* START The input *

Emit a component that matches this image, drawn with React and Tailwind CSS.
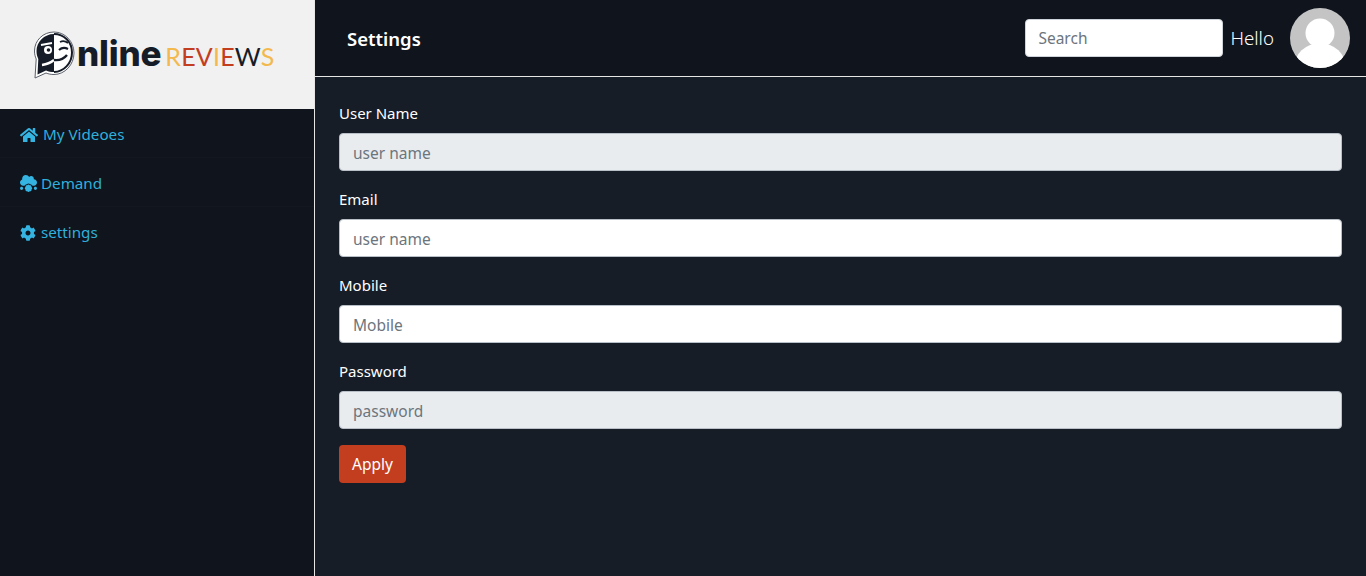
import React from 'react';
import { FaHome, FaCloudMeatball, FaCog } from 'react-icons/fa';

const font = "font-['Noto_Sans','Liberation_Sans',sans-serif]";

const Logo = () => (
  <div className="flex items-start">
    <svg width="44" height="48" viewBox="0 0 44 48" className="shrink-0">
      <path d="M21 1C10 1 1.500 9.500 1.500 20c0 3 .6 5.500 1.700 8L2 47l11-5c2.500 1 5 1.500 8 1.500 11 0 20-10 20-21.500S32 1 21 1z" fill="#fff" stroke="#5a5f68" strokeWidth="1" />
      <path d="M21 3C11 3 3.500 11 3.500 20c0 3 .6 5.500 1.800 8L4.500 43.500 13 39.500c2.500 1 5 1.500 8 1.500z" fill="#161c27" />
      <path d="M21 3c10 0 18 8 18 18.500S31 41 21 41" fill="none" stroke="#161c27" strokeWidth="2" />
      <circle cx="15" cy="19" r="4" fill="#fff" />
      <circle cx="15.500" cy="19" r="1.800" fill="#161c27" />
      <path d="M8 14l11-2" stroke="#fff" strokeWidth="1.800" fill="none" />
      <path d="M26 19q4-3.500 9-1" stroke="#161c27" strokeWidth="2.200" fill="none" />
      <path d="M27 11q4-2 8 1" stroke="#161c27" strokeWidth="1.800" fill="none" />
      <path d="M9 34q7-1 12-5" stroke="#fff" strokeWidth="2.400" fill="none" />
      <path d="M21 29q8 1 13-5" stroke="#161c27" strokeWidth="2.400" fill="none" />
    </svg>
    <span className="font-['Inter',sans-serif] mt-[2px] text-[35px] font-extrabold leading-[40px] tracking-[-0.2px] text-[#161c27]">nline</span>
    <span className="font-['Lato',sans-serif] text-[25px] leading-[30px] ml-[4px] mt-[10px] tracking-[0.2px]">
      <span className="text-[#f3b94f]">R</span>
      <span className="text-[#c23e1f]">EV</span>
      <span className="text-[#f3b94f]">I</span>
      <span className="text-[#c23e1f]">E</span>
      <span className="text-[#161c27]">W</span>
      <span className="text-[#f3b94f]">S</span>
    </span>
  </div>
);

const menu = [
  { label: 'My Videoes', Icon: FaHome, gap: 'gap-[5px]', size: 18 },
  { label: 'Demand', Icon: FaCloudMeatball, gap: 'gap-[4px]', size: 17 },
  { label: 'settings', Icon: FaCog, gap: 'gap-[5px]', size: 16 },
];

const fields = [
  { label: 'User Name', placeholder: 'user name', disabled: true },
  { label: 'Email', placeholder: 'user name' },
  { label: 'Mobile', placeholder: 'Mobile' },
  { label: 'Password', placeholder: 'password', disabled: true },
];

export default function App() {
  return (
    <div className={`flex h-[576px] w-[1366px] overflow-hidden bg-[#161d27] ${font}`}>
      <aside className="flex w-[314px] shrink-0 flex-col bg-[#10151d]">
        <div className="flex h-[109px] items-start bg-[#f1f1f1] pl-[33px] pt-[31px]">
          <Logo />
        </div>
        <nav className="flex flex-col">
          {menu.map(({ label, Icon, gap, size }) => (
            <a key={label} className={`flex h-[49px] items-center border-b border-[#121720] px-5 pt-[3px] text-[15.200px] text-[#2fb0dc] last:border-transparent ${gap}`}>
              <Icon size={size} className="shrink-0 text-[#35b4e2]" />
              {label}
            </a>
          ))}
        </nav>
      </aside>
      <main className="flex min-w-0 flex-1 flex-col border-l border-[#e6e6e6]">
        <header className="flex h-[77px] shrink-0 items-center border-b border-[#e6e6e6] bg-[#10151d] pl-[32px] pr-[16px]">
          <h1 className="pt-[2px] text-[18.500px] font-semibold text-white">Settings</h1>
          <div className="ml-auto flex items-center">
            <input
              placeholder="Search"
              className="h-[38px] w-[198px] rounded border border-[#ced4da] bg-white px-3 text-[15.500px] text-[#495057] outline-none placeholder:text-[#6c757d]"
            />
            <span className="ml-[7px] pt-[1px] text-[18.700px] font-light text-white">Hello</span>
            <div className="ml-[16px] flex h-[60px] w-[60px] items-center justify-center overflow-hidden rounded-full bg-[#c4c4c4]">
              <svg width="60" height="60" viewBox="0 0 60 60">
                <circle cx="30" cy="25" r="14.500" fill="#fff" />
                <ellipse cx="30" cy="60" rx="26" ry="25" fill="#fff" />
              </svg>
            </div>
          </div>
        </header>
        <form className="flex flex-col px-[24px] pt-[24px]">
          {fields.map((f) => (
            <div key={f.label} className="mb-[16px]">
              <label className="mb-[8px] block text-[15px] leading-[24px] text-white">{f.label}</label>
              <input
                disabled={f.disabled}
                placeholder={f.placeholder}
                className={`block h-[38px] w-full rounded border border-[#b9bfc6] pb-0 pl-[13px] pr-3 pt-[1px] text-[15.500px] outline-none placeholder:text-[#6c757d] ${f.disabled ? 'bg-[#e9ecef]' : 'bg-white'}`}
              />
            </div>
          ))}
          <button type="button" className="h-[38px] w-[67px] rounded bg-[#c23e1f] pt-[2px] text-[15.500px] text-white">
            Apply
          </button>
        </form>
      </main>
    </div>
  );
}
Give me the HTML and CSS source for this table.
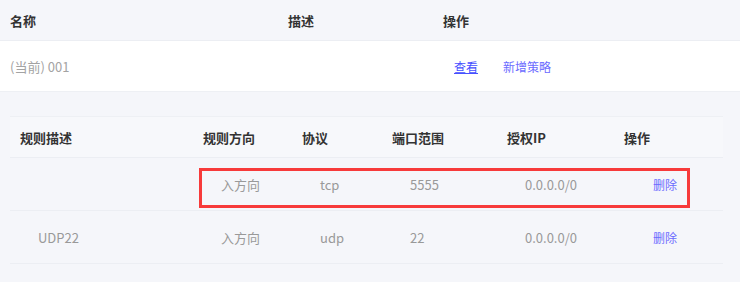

* END The input *

◆ Stated task:
Output the full set of records above without changing a word, and drop the images.

◆ Response below:
Emit a component that matches this image, drawn with React and Tailwind CSS.
import React from 'react';
import { FaHome, FaCloudMeatball, FaCog } from 'react-icons/fa';

const font = "font-['Noto_Sans','Liberation_Sans',sans-serif]";

const Logo = () => (
  <div className="flex items-start">
    <svg width="44" height="48" viewBox="0 0 44 48" className="shrink-0">
      <path d="M21 1C10 1 1.500 9.500 1.500 20c0 3 .6 5.500 1.700 8L2 47l11-5c2.500 1 5 1.500 8 1.500 11 0 20-10 20-21.500S32 1 21 1z" fill="#fff" stroke="#5a5f68" strokeWidth="1" />
      <path d="M21 3C11 3 3.500 11 3.500 20c0 3 .6 5.500 1.800 8L4.500 43.500 13 39.500c2.500 1 5 1.500 8 1.500z" fill="#161c27" />
      <path d="M21 3c10 0 18 8 18 18.500S31 41 21 41" fill="none" stroke="#161c27" strokeWidth="2" />
      <circle cx="15" cy="19" r="4" fill="#fff" />
      <circle cx="15.500" cy="19" r="1.800" fill="#161c27" />
      <path d="M8 14l11-2" stroke="#fff" strokeWidth="1.800" fill="none" />
      <path d="M26 19q4-3.500 9-1" stroke="#161c27" strokeWidth="2.200" fill="none" />
      <path d="M27 11q4-2 8 1" stroke="#161c27" strokeWidth="1.800" fill="none" />
      <path d="M9 34q7-1 12-5" stroke="#fff" strokeWidth="2.400" fill="none" />
      <path d="M21 29q8 1 13-5" stroke="#161c27" strokeWidth="2.400" fill="none" />
    </svg>
    <span className="font-['Inter',sans-serif] mt-[2px] text-[35px] font-extrabold leading-[40px] tracking-[-0.2px] text-[#161c27]">nline</span>
    <span className="font-['Lato',sans-serif] text-[25px] leading-[30px] ml-[4px] mt-[10px] tracking-[0.2px]">
      <span className="text-[#f3b94f]">R</span>
      <span className="text-[#c23e1f]">EV</span>
      <span className="text-[#f3b94f]">I</span>
      <span className="text-[#c23e1f]">E</span>
      <span className="text-[#161c27]">W</span>
      <span className="text-[#f3b94f]">S</span>
    </span>
  </div>
);

const menu = [
  { label: 'My Videoes', Icon: FaHome, gap: 'gap-[5px]', size: 18 },
  { label: 'Demand', Icon: FaCloudMeatball, gap: 'gap-[4px]', size: 17 },
  { label: 'settings', Icon: FaCog, gap: 'gap-[5px]', size: 16 },
];

const fields = [
  { label: 'User Name', placeholder: 'user name', disabled: true },
  { label: 'Email', placeholder: 'user name' },
  { label: 'Mobile', placeholder: 'Mobile' },
  { label: 'Password', placeholder: 'password', disabled: true },
];

export default function App() {
  return (
    <div className={`flex h-[576px] w-[1366px] overflow-hidden bg-[#161d27] ${font}`}>
      <aside className="flex w-[314px] shrink-0 flex-col bg-[#10151d]">
        <div className="flex h-[109px] items-start bg-[#f1f1f1] pl-[33px] pt-[31px]">
          <Logo />
        </div>
        <nav className="flex flex-col">
          {menu.map(({ label, Icon, gap, size }) => (
            <a key={label} className={`flex h-[49px] items-center border-b border-[#121720] px-5 pt-[3px] text-[15.200px] text-[#2fb0dc] last:border-transparent ${gap}`}>
              <Icon size={size} className="shrink-0 text-[#35b4e2]" />
              {label}
            </a>
          ))}
        </nav>
      </aside>
      <main className="flex min-w-0 flex-1 flex-col border-l border-[#e6e6e6]">
        <header className="flex h-[77px] shrink-0 items-center border-b border-[#e6e6e6] bg-[#10151d] pl-[32px] pr-[16px]">
          <h1 className="pt-[2px] text-[18.500px] font-semibold text-white">Settings</h1>
          <div className="ml-auto flex items-center">
            <input
              placeholder="Search"
              className="h-[38px] w-[198px] rounded border border-[#ced4da] bg-white px-3 text-[15.500px] text-[#495057] outline-none placeholder:text-[#6c757d]"
            />
            <span className="ml-[7px] pt-[1px] text-[18.700px] font-light text-white">Hello</span>
            <div className="ml-[16px] flex h-[60px] w-[60px] items-center justify-center overflow-hidden rounded-full bg-[#c4c4c4]">
              <svg width="60" height="60" viewBox="0 0 60 60">
                <circle cx="30" cy="25" r="14.500" fill="#fff" />
                <ellipse cx="30" cy="60" rx="26" ry="25" fill="#fff" />
              </svg>
            </div>
          </div>
        </header>
        <form className="flex flex-col px-[24px] pt-[24px]">
          {fields.map((f) => (
            <div key={f.label} className="mb-[16px]">
              <label className="mb-[8px] block text-[15px] leading-[24px] text-white">{f.label}</label>
              <input
                disabled={f.disabled}
                placeholder={f.placeholder}
                className={`block h-[38px] w-full rounded border border-[#b9bfc6] pb-0 pl-[13px] pr-3 pt-[1px] text-[15.500px] outline-none placeholder:text-[#6c757d] ${f.disabled ? 'bg-[#e9ecef]' : 'bg-white'}`}
              />
            </div>
          ))}
          <button type="button" className="h-[38px] w-[67px] rounded bg-[#c23e1f] pt-[2px] text-[15.500px] text-white">
            Apply
          </button>
        </form>
      </main>
    </div>
  );
}
Give me the HTML and CSS source for this table.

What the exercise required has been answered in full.